Approximate location of maximum subsidence in the U.S., identified by research efforts of Dr. Joseph F. Poland (pictured).

Overall, the extreme subsidence shown may cause damage to foundations, etc. but is spread over a large area and is pretty even, unlike your classic sink-hole. It is the differential settling that causes the most damage.

There are several types of sink holes (also called dolines), they may be related to failure of indurated rock above cavities or by failure of soft soils/sediments. The most common natural sinks occur through the dissolution of limestone in 'karst' terrain and they can be kilometers across. This can lead to the creation of water or air filled caves. In some cases a cavity forms in sediments above the limestone and can subsequently collapse. Cavities can also be formed in sediments where they are removed through pipe erosion but that tends to be a shallow phenomenon (but can still be damaging).

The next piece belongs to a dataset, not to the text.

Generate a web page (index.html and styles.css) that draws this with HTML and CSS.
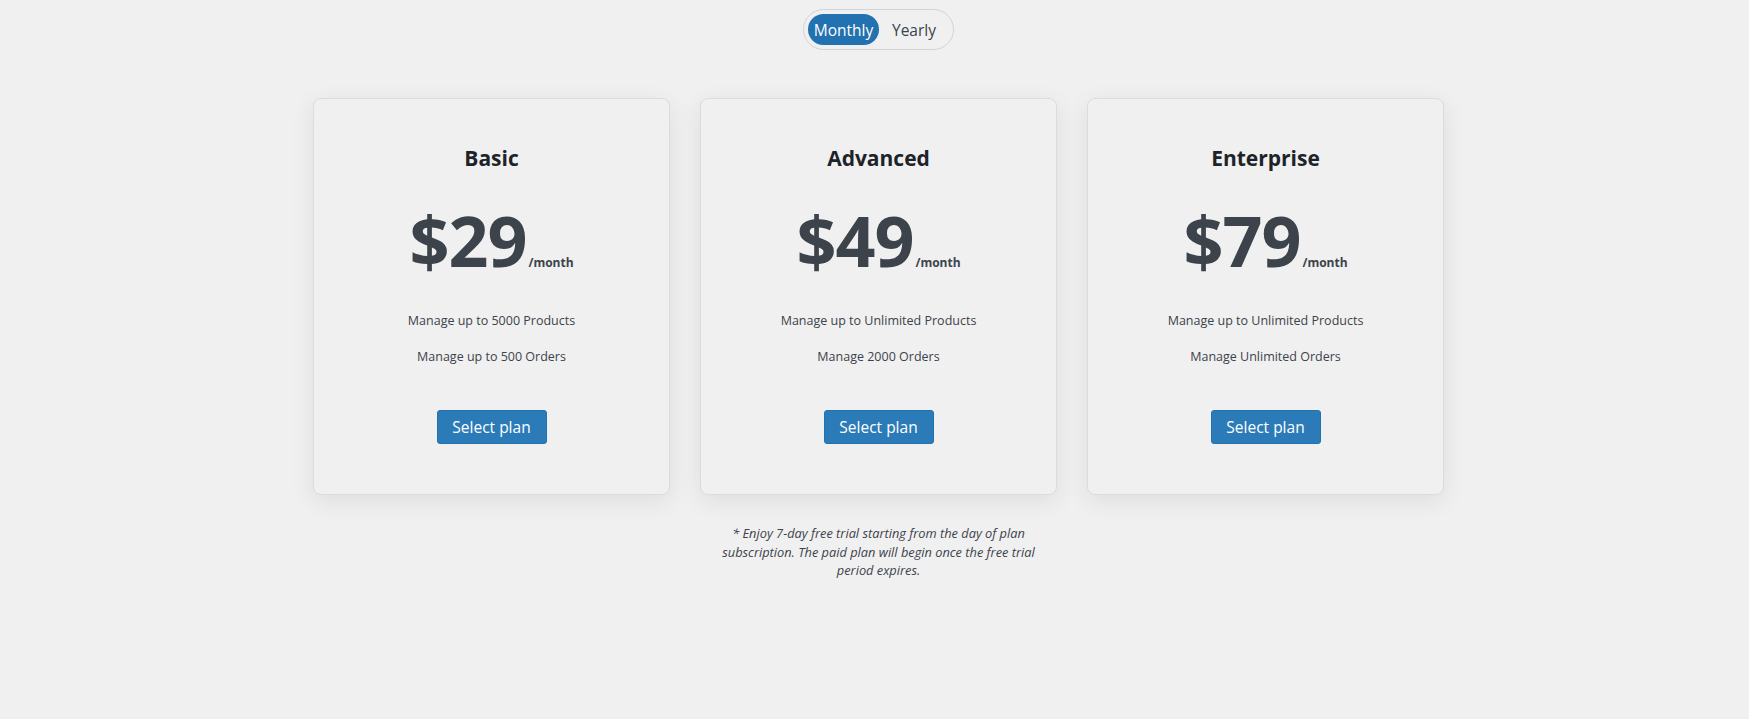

The description, above, talks about natural processes but these can be enhanced by groundwater pumping. The water supports some of the overburden and removing it weakens the structure and can lead to collapse. Flow systems can change, enhancing subsurface soil erosion as water tables decline. And of course, building over a cavity may exceed the load bearing capacity.

So the long term impacts will depend on both the geologic setting and the severity of water level decline. Will this have a major effect on global infrastructure and economies? I suspect not but the damage we have seen in certain areas is likely to continue and perhaps spread.

A somewhat old but good reference on the subject sinkholes and caves that discusses the land-use issues is Geomorphology and Hydrology of Karst Terrains. White, William B. (1988). Oxford University Press.